(Information provided):
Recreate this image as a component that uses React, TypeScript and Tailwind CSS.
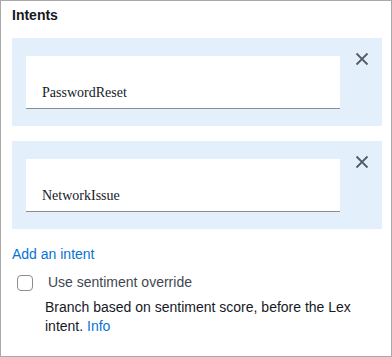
import React from "react";

function XIcon() {
  return (
    <svg width="14" height="14" viewBox="0 0 14 14" className="block">
      <path d="M1.5 1.5 L12.5 12.5 M12.5 1.5 L1.5 12.5" stroke="#545b64" strokeWidth="1.8" fill="none" />
    </svg>
  );
}

function IntentBox({ value }: { value: string }) {
  return (
    <div className="flex h-[88px] w-[370px] bg-[#e3f0fb] pl-[14px] pt-[18px]">
      <div className="flex h-[53px] w-[314px] items-end border-b border-[#8d8d8d] bg-white pb-[6px] pl-[16px]">
        <span className="text-[14px] leading-[18px] text-[#16191f]" style={{ fontFamily: '"Liberation Serif", serif' }}>
          {value}
        </span>
      </div>
      <div className="ml-[15px] mt-[-4px]">
        <XIcon />
      </div>
    </div>
  );
}

export default function App() {
  return (
    <div
      className="box-border h-[357px] w-[392px] border border-[#a9a9a9] bg-white pl-[11px] pt-[4px] text-[#16191f]"
      style={{ fontFamily: '"Liberation Sans", Arial, sans-serif' }}
    >
      <div className="text-[14px] font-bold leading-5">Intents</div>
      <div className="mt-[13px] flex flex-col gap-[15px]">
        <IntentBox value="PasswordReset" />
        <IntentBox value="NetworkIssue" />
      </div>
      <div className="mt-[15px] text-[14px] leading-5 text-[#0972d3]">Add an intent</div>
      <div className="mt-[8px] flex items-start">
        <div className="ml-[5px] mt-[3px] h-[16px] w-[16px] rounded-[4px] border border-[#8c8c94] bg-white" />
        <span className="ml-[15px] text-[14px] leading-5 text-[#414750]">Use sentiment override</span>
      </div>
      <div className="ml-[33px] mt-[6px] w-[320px] text-[14px] leading-[19px] text-[#16191f]">
        Branch based on sentiment score, before the Lex intent. <span className="text-[#0972d3]">Info</span>
      </div>
    </div>
  );
}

(Your task): Your task is to gather every line with the word "React" and copy it.

(Problem solution):
Recreate this image as a component that uses React, TypeScript and Tailwind CSS.
import React from "react";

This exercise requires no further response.